▸ **Written exercise**: Copy the lines of the data below exactly, starting at the first and stopping after the line that contains "const BUSINESS = 'THƯƠNG GIA';"; include no pictures.

▸ **Given material**:
BEGIN
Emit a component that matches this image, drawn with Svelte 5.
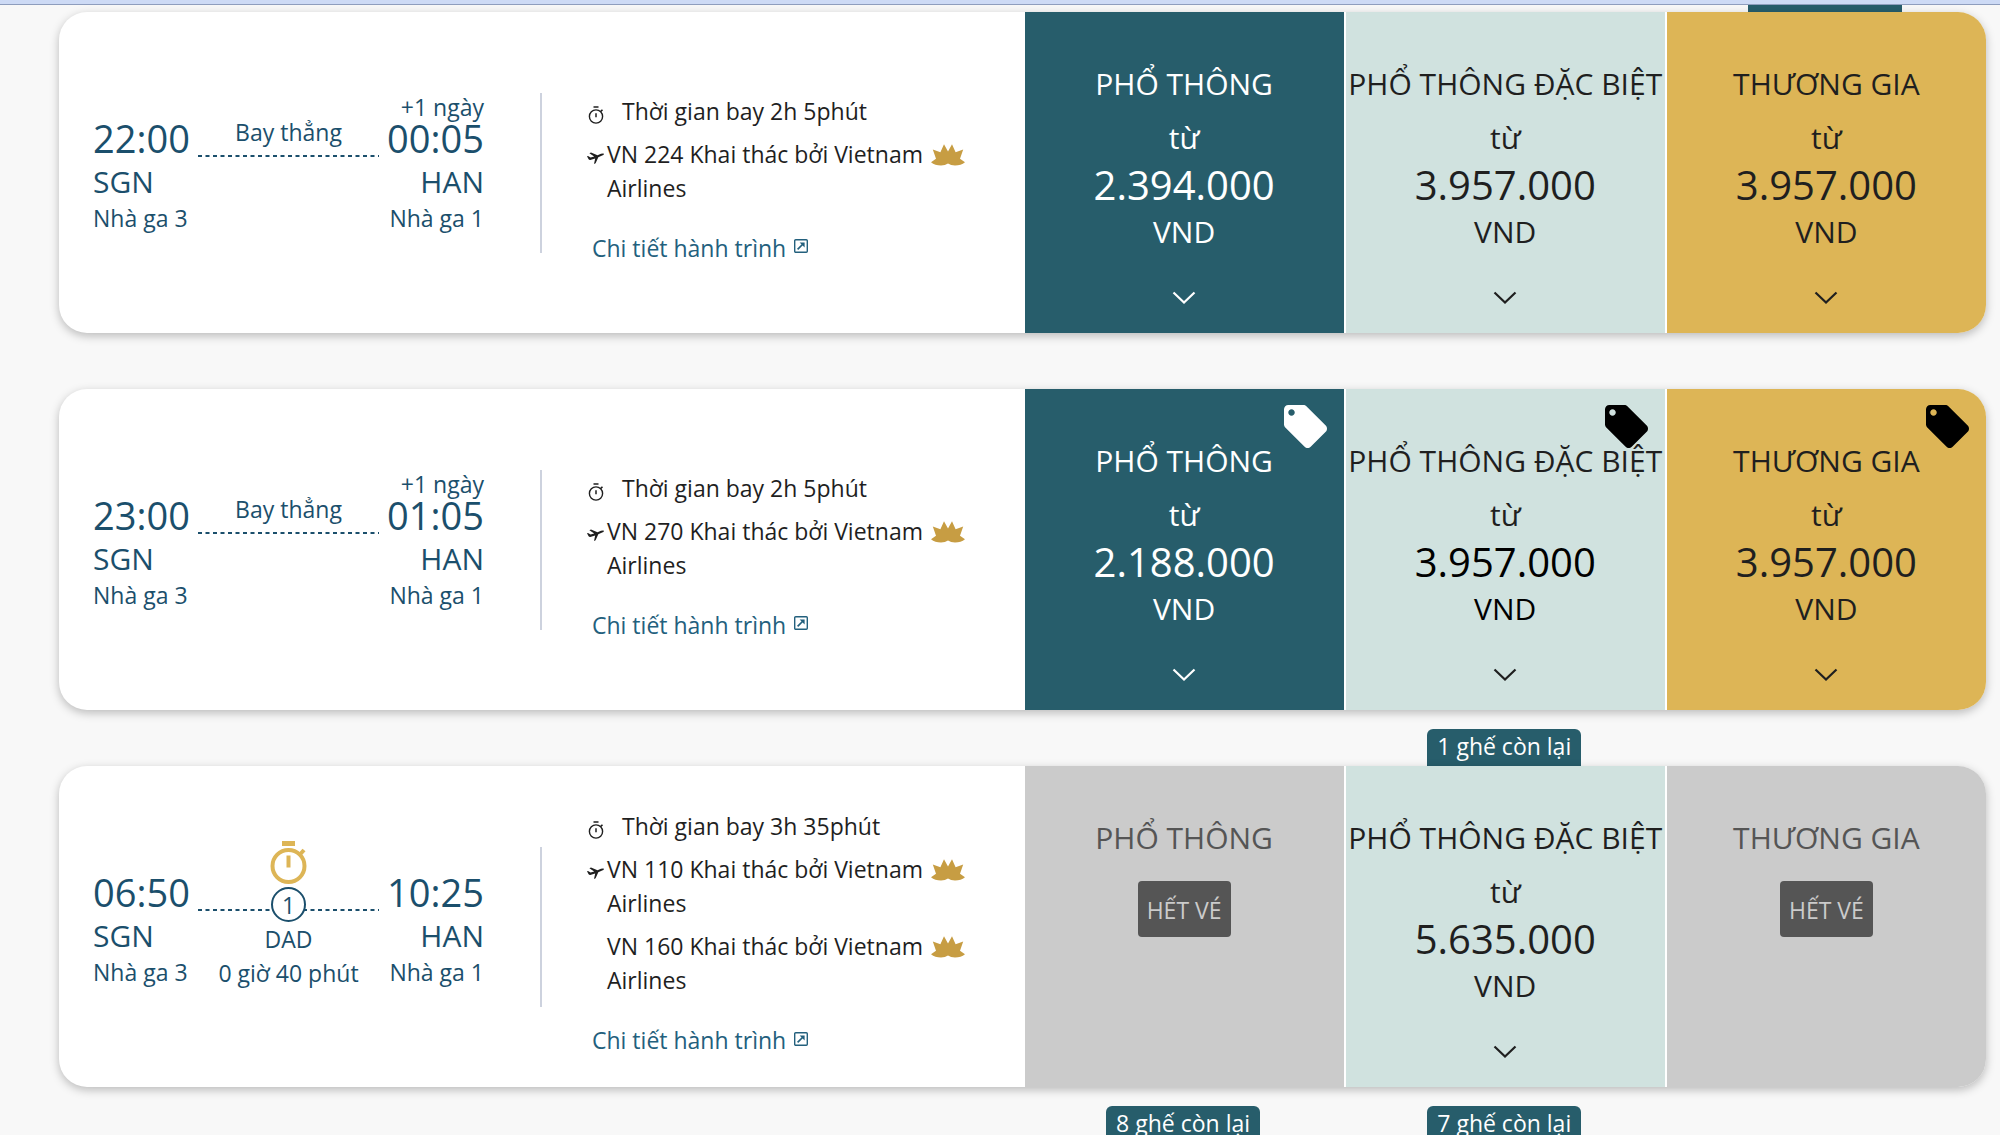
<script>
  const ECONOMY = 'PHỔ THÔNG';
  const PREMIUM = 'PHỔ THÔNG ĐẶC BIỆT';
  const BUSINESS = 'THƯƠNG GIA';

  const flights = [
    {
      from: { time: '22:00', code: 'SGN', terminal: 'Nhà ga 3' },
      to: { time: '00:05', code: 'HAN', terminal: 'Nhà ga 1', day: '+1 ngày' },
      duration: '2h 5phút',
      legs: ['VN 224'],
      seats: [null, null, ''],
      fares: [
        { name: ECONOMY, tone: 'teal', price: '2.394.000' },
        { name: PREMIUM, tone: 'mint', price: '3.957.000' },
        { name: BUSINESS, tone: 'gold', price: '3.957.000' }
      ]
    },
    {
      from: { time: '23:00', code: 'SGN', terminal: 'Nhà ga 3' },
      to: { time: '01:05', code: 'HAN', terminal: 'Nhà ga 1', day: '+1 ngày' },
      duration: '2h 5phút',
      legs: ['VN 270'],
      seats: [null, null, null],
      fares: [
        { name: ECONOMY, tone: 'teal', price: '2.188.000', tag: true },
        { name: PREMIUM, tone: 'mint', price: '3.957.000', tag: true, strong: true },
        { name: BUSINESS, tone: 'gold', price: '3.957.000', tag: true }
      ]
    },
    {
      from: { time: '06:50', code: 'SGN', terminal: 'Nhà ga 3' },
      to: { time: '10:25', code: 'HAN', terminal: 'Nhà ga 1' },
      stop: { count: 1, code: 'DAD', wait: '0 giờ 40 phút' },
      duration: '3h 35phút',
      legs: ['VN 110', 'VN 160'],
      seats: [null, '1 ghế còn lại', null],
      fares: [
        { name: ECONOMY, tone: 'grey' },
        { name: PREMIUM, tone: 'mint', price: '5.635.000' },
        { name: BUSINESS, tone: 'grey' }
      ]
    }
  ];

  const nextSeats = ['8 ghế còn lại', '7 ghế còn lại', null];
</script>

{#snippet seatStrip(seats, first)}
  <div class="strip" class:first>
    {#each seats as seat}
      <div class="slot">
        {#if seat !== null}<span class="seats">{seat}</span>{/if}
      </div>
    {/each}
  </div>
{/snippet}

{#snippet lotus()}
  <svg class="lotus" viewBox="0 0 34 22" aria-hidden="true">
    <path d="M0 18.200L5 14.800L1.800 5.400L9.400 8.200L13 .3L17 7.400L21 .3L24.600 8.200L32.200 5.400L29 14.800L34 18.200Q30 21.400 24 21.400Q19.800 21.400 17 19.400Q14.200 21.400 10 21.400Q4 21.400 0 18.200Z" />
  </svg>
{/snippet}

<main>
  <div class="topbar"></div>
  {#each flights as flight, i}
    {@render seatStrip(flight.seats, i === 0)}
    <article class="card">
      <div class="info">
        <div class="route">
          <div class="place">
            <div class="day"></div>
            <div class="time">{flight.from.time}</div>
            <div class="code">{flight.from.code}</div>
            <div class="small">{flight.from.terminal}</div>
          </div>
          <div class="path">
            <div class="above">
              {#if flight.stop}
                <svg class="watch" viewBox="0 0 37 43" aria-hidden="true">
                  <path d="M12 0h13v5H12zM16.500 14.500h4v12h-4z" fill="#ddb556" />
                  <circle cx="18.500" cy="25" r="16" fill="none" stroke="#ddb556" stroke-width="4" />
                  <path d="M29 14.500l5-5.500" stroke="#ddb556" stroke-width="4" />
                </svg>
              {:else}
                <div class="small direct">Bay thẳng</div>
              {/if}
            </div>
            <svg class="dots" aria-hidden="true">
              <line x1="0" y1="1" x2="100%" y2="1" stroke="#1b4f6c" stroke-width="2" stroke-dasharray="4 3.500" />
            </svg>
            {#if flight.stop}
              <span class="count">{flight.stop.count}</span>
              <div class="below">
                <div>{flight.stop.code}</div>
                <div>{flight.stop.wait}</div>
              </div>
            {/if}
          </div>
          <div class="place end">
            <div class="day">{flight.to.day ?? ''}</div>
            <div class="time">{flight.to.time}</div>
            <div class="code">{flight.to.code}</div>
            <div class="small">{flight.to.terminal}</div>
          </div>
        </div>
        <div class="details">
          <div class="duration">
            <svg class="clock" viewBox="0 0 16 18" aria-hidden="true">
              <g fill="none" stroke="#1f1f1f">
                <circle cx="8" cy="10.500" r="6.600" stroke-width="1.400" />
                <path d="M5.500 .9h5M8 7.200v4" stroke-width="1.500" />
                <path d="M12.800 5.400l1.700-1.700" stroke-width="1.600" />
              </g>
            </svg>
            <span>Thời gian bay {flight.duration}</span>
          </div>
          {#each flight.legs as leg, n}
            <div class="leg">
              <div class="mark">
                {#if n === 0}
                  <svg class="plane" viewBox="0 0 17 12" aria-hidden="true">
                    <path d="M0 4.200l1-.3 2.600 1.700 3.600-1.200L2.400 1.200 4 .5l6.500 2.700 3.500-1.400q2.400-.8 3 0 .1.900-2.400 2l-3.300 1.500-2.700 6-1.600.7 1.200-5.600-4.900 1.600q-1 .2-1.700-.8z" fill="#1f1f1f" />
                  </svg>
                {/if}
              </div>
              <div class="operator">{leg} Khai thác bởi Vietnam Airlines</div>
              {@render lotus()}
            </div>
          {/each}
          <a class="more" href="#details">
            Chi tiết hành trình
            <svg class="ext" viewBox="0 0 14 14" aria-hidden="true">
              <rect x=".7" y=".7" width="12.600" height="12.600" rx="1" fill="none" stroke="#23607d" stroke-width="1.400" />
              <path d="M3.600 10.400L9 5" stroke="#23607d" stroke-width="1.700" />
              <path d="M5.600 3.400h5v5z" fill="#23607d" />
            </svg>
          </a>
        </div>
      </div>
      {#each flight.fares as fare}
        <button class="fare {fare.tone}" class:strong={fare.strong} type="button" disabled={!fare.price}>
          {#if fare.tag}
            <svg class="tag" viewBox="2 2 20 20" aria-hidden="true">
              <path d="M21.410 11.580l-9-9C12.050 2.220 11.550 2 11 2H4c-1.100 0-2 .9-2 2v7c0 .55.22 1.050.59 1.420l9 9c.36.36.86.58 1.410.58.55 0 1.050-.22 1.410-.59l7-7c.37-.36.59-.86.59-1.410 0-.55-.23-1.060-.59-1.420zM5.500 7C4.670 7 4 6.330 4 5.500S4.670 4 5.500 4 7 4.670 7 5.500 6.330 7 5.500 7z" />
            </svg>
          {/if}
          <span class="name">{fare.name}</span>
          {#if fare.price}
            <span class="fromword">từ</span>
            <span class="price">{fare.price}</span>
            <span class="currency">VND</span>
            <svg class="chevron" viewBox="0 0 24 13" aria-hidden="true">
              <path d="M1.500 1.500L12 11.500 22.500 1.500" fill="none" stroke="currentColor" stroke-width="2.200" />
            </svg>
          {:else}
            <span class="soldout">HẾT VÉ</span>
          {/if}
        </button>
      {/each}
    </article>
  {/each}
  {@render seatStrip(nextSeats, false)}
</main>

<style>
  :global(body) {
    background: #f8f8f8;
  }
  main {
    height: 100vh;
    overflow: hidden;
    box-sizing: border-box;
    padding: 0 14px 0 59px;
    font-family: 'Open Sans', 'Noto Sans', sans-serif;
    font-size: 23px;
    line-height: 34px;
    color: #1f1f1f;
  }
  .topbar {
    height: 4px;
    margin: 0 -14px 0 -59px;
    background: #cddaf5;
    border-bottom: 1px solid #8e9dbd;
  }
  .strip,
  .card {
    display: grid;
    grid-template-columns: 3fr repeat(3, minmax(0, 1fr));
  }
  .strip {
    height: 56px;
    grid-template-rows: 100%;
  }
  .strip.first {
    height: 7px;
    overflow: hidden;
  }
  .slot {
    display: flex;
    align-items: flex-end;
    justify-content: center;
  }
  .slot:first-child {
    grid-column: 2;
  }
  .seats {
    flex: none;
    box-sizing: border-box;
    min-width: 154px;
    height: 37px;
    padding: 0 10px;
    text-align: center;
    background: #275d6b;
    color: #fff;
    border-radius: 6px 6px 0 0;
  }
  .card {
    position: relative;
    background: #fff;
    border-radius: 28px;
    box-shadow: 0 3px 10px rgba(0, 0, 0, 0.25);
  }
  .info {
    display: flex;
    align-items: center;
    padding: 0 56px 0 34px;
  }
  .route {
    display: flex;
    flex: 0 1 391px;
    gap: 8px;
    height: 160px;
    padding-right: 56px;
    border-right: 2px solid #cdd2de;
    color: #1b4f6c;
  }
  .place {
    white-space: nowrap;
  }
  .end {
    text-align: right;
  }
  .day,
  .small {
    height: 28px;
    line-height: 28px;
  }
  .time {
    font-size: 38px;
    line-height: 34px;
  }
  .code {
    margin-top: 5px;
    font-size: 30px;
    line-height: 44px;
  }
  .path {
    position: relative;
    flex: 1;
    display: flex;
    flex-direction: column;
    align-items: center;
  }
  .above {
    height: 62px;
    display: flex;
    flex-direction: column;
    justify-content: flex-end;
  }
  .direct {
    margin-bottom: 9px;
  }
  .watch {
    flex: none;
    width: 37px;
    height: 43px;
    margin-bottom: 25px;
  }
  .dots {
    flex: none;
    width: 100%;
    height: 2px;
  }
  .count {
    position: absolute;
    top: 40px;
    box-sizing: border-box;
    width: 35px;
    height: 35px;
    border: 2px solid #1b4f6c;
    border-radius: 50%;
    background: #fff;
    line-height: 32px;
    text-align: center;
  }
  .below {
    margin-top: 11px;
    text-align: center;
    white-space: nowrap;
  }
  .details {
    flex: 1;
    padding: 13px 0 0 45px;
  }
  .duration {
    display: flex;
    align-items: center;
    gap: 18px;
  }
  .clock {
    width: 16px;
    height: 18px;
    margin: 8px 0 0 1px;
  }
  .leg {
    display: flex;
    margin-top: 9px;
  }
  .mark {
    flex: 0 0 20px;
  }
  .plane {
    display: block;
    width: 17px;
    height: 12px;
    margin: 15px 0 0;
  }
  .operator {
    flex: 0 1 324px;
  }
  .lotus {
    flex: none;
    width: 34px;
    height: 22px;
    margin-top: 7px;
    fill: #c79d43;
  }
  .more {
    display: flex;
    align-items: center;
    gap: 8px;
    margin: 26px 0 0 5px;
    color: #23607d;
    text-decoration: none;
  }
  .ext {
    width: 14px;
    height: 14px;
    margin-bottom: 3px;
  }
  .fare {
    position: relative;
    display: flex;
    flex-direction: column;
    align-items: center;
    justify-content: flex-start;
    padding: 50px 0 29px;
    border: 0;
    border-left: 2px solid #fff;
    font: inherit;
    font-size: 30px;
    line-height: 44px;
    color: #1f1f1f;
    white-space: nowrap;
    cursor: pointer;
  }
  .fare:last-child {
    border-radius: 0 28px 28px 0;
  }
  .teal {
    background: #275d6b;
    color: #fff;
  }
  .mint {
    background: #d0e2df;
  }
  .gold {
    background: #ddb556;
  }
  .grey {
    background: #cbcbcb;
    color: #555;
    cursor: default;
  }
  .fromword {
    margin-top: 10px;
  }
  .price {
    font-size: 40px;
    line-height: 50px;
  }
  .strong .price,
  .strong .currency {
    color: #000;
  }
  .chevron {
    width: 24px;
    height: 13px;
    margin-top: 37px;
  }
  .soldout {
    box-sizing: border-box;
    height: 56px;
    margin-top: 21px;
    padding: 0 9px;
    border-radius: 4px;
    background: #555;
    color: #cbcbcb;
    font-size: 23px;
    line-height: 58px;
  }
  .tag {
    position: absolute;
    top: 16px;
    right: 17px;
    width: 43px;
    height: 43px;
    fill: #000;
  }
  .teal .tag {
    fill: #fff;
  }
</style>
END
▸ **Written solution**:
Emit a component that matches this image, drawn with Svelte 5.
<script>
  const ECONOMY = 'PHỔ THÔNG';
  const PREMIUM = 'PHỔ THÔNG ĐẶC BIỆT';
  const BUSINESS = 'THƯƠNG GIA';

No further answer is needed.